» Stated goal
For each line below that contains the string "page", copy that line.

+++++

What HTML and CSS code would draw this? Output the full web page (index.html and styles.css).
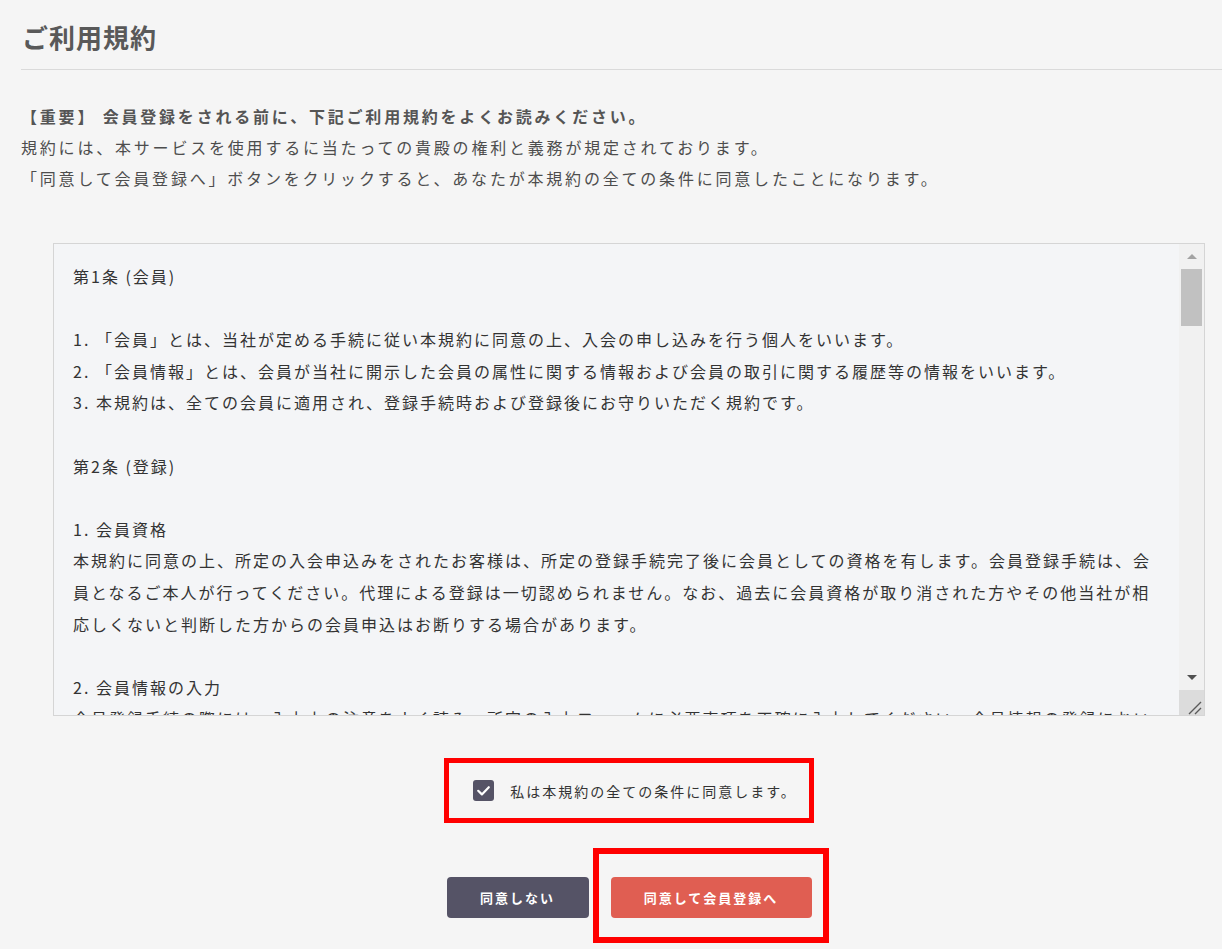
FILE: index.html
```html
<!DOCTYPE html>
<html lang="ja">
<head>
<meta charset="utf-8">
<title>ご利用規約</title>
<link rel="stylesheet" href="styles.css">
</head>
<body>
<div class="page">
  <div class="title-bar">
    <h1 class="title">ご利用規約</h1>
  </div>
  <p class="intro"><strong>【重要】 会員登録をされる前に、下記ご利用規約をよくお読みください。</strong><br>規約には、本サービスを使用するに当たっての貴殿の権利と義務が規定されております。<br>「同意して会員登録へ」ボタンをクリックすると、あなたが本規約の全ての条件に同意したことになります。</p>

  <div class="terms">
    <div class="terms-body">第1条 (会員)

1. 「会員」とは、当社が定める手続に従い本規約に同意の上、入会の申し込みを行う個人をいいます。
2. 「会員情報」とは、会員が当社に開示した会員の属性に関する情報および会員の取引に関する履歴等の情報をいいます。
3. 本規約は、全ての会員に適用され、登録手続時および登録後にお守りいただく規約です。

第2条 (登録)

1. 会員資格
本規約に同意の上、所定の入会申込みをされたお客様は、所定の登録手続完了後に会員としての資格を有します。会員登録手続は、会員となるご本人が行ってください。代理による登録は一切認められません。なお、過去に会員資格が取り消された方やその他当社が相応しくないと判断した方からの会員申込はお断りする場合があります。

2. 会員情報の入力
会員登録手続の際には、入力上の注意をよく読み、所定の入力フォームに必要事項を正確に入力してください。会員情報の登録において、特殊記号・旧漢字・ローマ数字などはご使用になれません。</div>
    <div class="scrollbar">
      <div class="sb-btn"><span class="arrow-up"></span></div>
      <div class="sb-track"><div class="sb-thumb"></div></div>
      <div class="sb-btn"><span class="arrow-down"></span></div>
      <div class="sb-resizer">
        <svg width="25" height="25" viewBox="0 0 25 25"><path d="M10 24 L22 12 M16 24 L22 18" stroke="#5a5a5a" stroke-width="1.4" fill="none"/></svg>
      </div>
    </div>
  </div>

  <div class="consent">
    <label class="consent-box">
      <span class="checkbox"><svg width="21" height="21" viewBox="0 0 21 21"><path d="M5.2 10.8 L8.9 14.4 L15.8 7.2" stroke="#fff" stroke-width="2.2" fill="none" stroke-linecap="round" stroke-linejoin="round"/></svg></span>
      <span class="consent-text">私は本規約の全ての条件に同意します。</span>
    </label>
  </div>

  <div class="actions">
    <button class="btn btn-decline">同意しない</button>
    <span class="agree-wrap"><button class="btn btn-agree">同意して会員登録へ</button></span>
  </div>
</div>
</body>
</html>
```

FILE: styles.css
```css
html, body {
  margin: 0;
  background: #f5f5f5;
}
body {
  font-family: "Noto Sans CJK JP", "Noto Sans", sans-serif;
  color: #4d4d4d;
}
.page {
  padding: 0 0 31px 21px;
}
.title-bar {
  padding: 19px 0 14px;
  border-bottom: 1px solid #dadada;
}
.title {
  margin: 0;
  padding-left: 1px;
  font-size: 26px;
  line-height: 36px;
  font-weight: 700;
  letter-spacing: 1px;
  color: #595959;
}
.intro {
  margin: 31px 0 0;
  font-size: 16px;
  line-height: 31px;
  letter-spacing: 2.8px;
  color: #4d4d4d;
}
.intro strong {
  font-weight: 700;
  color: #555;
}
.terms {
  margin: 49px 17px 0 32px;
  height: 473px;
  box-sizing: border-box;
  border: 1px solid #d5d5d5;
  background: #f4f5f7;
  display: flex;
}
.terms-body {
  flex: 1;
  overflow: hidden;
  padding: 17px 20px 0 19px;
  white-space: pre-wrap;
  font-size: 16px;
  line-height: 31.6px;
  letter-spacing: 2px;
  color: #333;
}
.scrollbar {
  width: 25px;
  display: flex;
  flex-direction: column;
  background: #f1f1f1;
}
.sb-btn {
  height: 25px;
  display: flex;
  align-items: center;
  justify-content: center;
}
.arrow-up {
  width: 0;
  height: 0;
  border-left: 5px solid transparent;
  border-right: 5px solid transparent;
  border-bottom: 5px solid #a3a3a3;
}
.arrow-down {
  width: 0;
  height: 0;
  border-left: 5px solid transparent;
  border-right: 5px solid transparent;
  border-top: 5px solid #505050;
}
.sb-track {
  flex: 1;
  padding: 0 2px;
}
.sb-thumb {
  height: 57px;
  background: #c1c1c1;
}
.sb-resizer {
  height: 25px;
  background: #dcdcdc;
}
.sb-resizer svg {
  display: block;
}
.consent {
  display: flex;
  justify-content: center;
  margin: 42px 17px 0 32px;
}
.consent-box {
  border: 5px solid #ff0000;
  padding: 0 12px 0 24px;
  height: 55px;
  display: flex;
  align-items: center;
  gap: 16px;
}
.checkbox {
  width: 21px;
  height: 21px;
  border-radius: 3px;
  background: #555366;
  display: flex;
}
.consent-text {
  font-size: 14px;
  line-height: 20px;
  letter-spacing: 2px;
  color: #333;
}
.actions {
  display: flex;
  justify-content: center;
  gap: 22px;
  margin: 54px 17px 0 32px;
}
.agree-wrap {
  position: relative;
  display: flex;
}
.agree-wrap::after {
  content: "";
  position: absolute;
  left: -18px;
  right: -17px;
  top: -29px;
  bottom: -25px;
  border: 6px solid #ff0000;
  pointer-events: none;
}
.btn {
  height: 41px;
  border: 0;
  border-radius: 4px;
  color: #fff;
  font-family: "Noto Sans CJK JP", "Noto Sans", sans-serif;
  font-weight: 700;
  font-size: 13px;
  letter-spacing: 2px;
  padding: 0;
}
.btn-decline {
  width: 142px;
  background: #555366;
}
.btn-agree {
  width: 201px;
  background: #e05e52;
}
```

+++++

» Answer
What HTML and CSS code would draw this? Output the full web page (index.html and styles.css).
<div class="page">
.page {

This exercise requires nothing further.